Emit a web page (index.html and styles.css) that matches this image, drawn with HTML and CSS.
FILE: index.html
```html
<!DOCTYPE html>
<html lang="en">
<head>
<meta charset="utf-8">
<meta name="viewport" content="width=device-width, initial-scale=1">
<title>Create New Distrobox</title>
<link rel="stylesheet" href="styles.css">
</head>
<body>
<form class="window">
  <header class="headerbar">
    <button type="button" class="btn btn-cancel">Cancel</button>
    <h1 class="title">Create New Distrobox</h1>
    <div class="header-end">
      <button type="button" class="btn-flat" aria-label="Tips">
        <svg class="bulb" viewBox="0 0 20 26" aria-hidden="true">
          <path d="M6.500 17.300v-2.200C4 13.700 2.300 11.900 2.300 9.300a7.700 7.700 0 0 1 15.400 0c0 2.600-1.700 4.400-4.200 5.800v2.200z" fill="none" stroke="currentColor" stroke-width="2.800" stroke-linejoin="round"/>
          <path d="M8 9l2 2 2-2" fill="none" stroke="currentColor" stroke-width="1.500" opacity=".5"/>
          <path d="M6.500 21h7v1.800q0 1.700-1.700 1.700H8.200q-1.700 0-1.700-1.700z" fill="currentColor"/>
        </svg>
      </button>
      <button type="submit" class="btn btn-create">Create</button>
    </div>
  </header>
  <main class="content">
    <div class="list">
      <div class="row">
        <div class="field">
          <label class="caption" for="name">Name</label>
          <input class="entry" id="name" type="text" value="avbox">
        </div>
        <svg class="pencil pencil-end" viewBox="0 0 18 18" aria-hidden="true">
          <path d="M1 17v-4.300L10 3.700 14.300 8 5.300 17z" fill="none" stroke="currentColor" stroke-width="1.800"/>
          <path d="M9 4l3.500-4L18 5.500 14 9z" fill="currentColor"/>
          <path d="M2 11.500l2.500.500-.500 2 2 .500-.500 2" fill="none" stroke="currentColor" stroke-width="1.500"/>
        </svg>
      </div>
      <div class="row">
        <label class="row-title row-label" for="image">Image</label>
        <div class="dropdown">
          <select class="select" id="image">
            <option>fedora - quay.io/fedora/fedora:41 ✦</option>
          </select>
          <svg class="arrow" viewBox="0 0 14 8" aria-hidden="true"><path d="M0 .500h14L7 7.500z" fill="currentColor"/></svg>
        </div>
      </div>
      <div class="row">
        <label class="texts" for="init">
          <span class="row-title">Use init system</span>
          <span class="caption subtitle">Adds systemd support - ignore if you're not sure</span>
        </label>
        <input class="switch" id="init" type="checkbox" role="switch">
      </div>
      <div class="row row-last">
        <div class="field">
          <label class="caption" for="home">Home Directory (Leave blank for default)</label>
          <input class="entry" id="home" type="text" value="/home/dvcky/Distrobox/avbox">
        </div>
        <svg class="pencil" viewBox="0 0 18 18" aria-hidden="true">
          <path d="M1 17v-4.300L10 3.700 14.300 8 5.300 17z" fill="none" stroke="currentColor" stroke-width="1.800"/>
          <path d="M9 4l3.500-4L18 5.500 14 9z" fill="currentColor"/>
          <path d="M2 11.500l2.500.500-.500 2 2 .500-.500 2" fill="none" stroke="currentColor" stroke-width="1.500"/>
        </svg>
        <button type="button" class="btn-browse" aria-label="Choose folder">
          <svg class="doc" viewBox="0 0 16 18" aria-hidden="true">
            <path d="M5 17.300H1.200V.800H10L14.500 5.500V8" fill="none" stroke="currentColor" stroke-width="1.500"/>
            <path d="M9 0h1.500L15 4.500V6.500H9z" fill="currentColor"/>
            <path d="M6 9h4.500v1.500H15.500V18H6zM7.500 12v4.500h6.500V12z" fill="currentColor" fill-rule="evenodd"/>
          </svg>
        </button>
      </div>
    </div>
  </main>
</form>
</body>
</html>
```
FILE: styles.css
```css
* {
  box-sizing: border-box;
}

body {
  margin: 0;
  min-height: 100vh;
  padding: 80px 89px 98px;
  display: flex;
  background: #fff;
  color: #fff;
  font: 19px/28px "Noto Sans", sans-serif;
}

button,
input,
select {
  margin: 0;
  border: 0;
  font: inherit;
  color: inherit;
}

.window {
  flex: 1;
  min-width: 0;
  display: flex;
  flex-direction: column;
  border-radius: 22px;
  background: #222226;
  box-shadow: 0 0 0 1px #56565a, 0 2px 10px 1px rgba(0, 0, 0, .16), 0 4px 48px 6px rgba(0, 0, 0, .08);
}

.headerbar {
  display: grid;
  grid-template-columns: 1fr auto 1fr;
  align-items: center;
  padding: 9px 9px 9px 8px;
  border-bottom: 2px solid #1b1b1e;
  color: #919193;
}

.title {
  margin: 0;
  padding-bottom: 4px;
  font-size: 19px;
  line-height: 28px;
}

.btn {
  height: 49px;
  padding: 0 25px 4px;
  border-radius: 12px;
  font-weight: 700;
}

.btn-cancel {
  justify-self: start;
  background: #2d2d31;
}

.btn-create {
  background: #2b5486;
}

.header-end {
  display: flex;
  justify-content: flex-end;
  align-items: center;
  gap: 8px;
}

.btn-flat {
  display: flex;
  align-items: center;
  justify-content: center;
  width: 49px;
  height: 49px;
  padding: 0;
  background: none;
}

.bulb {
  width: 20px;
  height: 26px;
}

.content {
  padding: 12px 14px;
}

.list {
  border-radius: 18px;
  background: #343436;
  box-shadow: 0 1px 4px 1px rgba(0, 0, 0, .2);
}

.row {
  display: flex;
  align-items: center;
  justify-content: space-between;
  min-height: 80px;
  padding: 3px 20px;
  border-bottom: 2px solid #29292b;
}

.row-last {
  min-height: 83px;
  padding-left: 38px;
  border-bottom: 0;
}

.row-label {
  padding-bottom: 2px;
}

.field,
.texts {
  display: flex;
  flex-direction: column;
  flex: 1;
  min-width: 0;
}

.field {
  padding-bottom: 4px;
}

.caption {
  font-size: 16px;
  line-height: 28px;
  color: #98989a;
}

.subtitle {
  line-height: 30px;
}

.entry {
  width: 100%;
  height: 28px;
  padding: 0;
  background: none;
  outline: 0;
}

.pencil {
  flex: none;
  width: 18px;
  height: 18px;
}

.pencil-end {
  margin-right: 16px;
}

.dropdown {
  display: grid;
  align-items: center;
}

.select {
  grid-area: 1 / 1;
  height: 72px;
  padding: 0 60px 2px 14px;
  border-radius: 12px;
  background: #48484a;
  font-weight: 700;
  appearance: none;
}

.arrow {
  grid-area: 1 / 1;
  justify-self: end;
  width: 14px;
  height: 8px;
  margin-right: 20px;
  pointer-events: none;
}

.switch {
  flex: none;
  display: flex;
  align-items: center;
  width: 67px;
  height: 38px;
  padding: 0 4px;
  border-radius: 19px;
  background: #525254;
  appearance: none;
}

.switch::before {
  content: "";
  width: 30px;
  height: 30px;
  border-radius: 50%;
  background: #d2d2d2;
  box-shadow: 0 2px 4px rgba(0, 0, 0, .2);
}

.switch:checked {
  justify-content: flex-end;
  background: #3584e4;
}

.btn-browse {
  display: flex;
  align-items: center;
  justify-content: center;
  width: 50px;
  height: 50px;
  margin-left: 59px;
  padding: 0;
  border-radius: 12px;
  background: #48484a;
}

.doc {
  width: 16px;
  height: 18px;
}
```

_ _ _

-- What the task requires --
All the data must be duplicated exactly, with nothing added or removed.

-- Complete response --
Emit a web page (index.html and styles.css) that matches this image, drawn with HTML and CSS.
FILE: index.html
```html
<!DOCTYPE html>
<html lang="en">
<head>
<meta charset="utf-8">
<meta name="viewport" content="width=device-width, initial-scale=1">
<title>Create New Distrobox</title>
<link rel="stylesheet" href="styles.css">
</head>
<body>
<form class="window">
  <header class="headerbar">
    <button type="button" class="btn btn-cancel">Cancel</button>
    <h1 class="title">Create New Distrobox</h1>
    <div class="header-end">
      <button type="button" class="btn-flat" aria-label="Tips">
        <svg class="bulb" viewBox="0 0 20 26" aria-hidden="true">
          <path d="M6.500 17.300v-2.200C4 13.700 2.300 11.900 2.300 9.300a7.700 7.700 0 0 1 15.400 0c0 2.600-1.700 4.400-4.200 5.800v2.200z" fill="none" stroke="currentColor" stroke-width="2.800" stroke-linejoin="round"/>
          <path d="M8 9l2 2 2-2" fill="none" stroke="currentColor" stroke-width="1.500" opacity=".5"/>
          <path d="M6.500 21h7v1.800q0 1.700-1.700 1.700H8.200q-1.700 0-1.700-1.700z" fill="currentColor"/>
        </svg>
      </button>
      <button type="submit" class="btn btn-create">Create</button>
    </div>
  </header>
  <main class="content">
    <div class="list">
      <div class="row">
        <div class="field">
          <label class="caption" for="name">Name</label>
          <input class="entry" id="name" type="text" value="avbox">
        </div>
        <svg class="pencil pencil-end" viewBox="0 0 18 18" aria-hidden="true">
          <path d="M1 17v-4.300L10 3.700 14.300 8 5.300 17z" fill="none" stroke="currentColor" stroke-width="1.800"/>
          <path d="M9 4l3.500-4L18 5.500 14 9z" fill="currentColor"/>
          <path d="M2 11.500l2.500.500-.500 2 2 .500-.500 2" fill="none" stroke="currentColor" stroke-width="1.500"/>
        </svg>
      </div>
      <div class="row">
        <label class="row-title row-label" for="image">Image</label>
        <div class="dropdown">
          <select class="select" id="image">
            <option>fedora - quay.io/fedora/fedora:41 ✦</option>
          </select>
          <svg class="arrow" viewBox="0 0 14 8" aria-hidden="true"><path d="M0 .500h14L7 7.500z" fill="currentColor"/></svg>
        </div>
      </div>
      <div class="row">
        <label class="texts" for="init">
          <span class="row-title">Use init system</span>
          <span class="caption subtitle">Adds systemd support - ignore if you're not sure</span>
        </label>
        <input class="switch" id="init" type="checkbox" role="switch">
      </div>
      <div class="row row-last">
        <div class="field">
          <label class="caption" for="home">Home Directory (Leave blank for default)</label>
          <input class="entry" id="home" type="text" value="/home/dvcky/Distrobox/avbox">
        </div>
        <svg class="pencil" viewBox="0 0 18 18" aria-hidden="true">
          <path d="M1 17v-4.300L10 3.700 14.300 8 5.300 17z" fill="none" stroke="currentColor" stroke-width="1.800"/>
          <path d="M9 4l3.500-4L18 5.500 14 9z" fill="currentColor"/>
          <path d="M2 11.500l2.500.500-.500 2 2 .500-.500 2" fill="none" stroke="currentColor" stroke-width="1.500"/>
        </svg>
        <button type="button" class="btn-browse" aria-label="Choose folder">
          <svg class="doc" viewBox="0 0 16 18" aria-hidden="true">
            <path d="M5 17.300H1.200V.800H10L14.500 5.500V8" fill="none" stroke="currentColor" stroke-width="1.500"/>
            <path d="M9 0h1.500L15 4.500V6.500H9z" fill="currentColor"/>
            <path d="M6 9h4.500v1.500H15.500V18H6zM7.500 12v4.500h6.500V12z" fill="currentColor" fill-rule="evenodd"/>
          </svg>
        </button>
      </div>
    </div>
  </main>
</form>
</body>
</html>
```
FILE: styles.css
```css
* {
  box-sizing: border-box;
}

body {
  margin: 0;
  min-height: 100vh;
  padding: 80px 89px 98px;
  display: flex;
  background: #fff;
  color: #fff;
  font: 19px/28px "Noto Sans", sans-serif;
}

button,
input,
select {
  margin: 0;
  border: 0;
  font: inherit;
  color: inherit;
}

.window {
  flex: 1;
  min-width: 0;
  display: flex;
  flex-direction: column;
  border-radius: 22px;
  background: #222226;
  box-shadow: 0 0 0 1px #56565a, 0 2px 10px 1px rgba(0, 0, 0, .16), 0 4px 48px 6px rgba(0, 0, 0, .08);
}

.headerbar {
  display: grid;
  grid-template-columns: 1fr auto 1fr;
  align-items: center;
  padding: 9px 9px 9px 8px;
  border-bottom: 2px solid #1b1b1e;
  color: #919193;
}

.title {
  margin: 0;
  padding-bottom: 4px;
  font-size: 19px;
  line-height: 28px;
}

.btn {
  height: 49px;
  padding: 0 25px 4px;
  border-radius: 12px;
  font-weight: 700;
}

.btn-cancel {
  justify-self: start;
  background: #2d2d31;
}

.btn-create {
  background: #2b5486;
}

.header-end {
  display: flex;
  justify-content: flex-end;
  align-items: center;
  gap: 8px;
}

.btn-flat {
  display: flex;
  align-items: center;
  justify-content: center;
  width: 49px;
  height: 49px;
  padding: 0;
  background: none;
}

.bulb {
  width: 20px;
  height: 26px;
}

.content {
  padding: 12px 14px;
}

.list {
  border-radius: 18px;
  background: #343436;
  box-shadow: 0 1px 4px 1px rgba(0, 0, 0, .2);
}

.row {
  display: flex;
  align-items: center;
  justify-content: space-between;
  min-height: 80px;
  padding: 3px 20px;
  border-bottom: 2px solid #29292b;
}

.row-last {
  min-height: 83px;
  padding-left: 38px;
  border-bottom: 0;
}

.row-label {
  padding-bottom: 2px;
}

.field,
.texts {
  display: flex;
  flex-direction: column;
  flex: 1;
  min-width: 0;
}

.field {
  padding-bottom: 4px;
}

.caption {
  font-size: 16px;
  line-height: 28px;
  color: #98989a;
}

.subtitle {
  line-height: 30px;
}

.entry {
  width: 100%;
  height: 28px;
  padding: 0;
  background: none;
  outline: 0;
}

.pencil {
  flex: none;
  width: 18px;
  height: 18px;
}

.pencil-end {
  margin-right: 16px;
}

.dropdown {
  display: grid;
  align-items: center;
}

.select {
  grid-area: 1 / 1;
  height: 72px;
  padding: 0 60px 2px 14px;
  border-radius: 12px;
  background: #48484a;
  font-weight: 700;
  appearance: none;
}

.arrow {
  grid-area: 1 / 1;
  justify-self: end;
  width: 14px;
  height: 8px;
  margin-right: 20px;
  pointer-events: none;
}

.switch {
  flex: none;
  display: flex;
  align-items: center;
  width: 67px;
  height: 38px;
  padding: 0 4px;
  border-radius: 19px;
  background: #525254;
  appearance: none;
}

.switch::before {
  content: "";
  width: 30px;
  height: 30px;
  border-radius: 50%;
  background: #d2d2d2;
  box-shadow: 0 2px 4px rgba(0, 0, 0, .2);
}

.switch:checked {
  justify-content: flex-end;
  background: #3584e4;
}

.btn-browse {
  display: flex;
  align-items: center;
  justify-content: center;
  width: 50px;
  height: 50px;
  margin-left: 59px;
  padding: 0;
  border-radius: 12px;
  background: #48484a;
}

.doc {
  width: 16px;
  height: 18px;
}
```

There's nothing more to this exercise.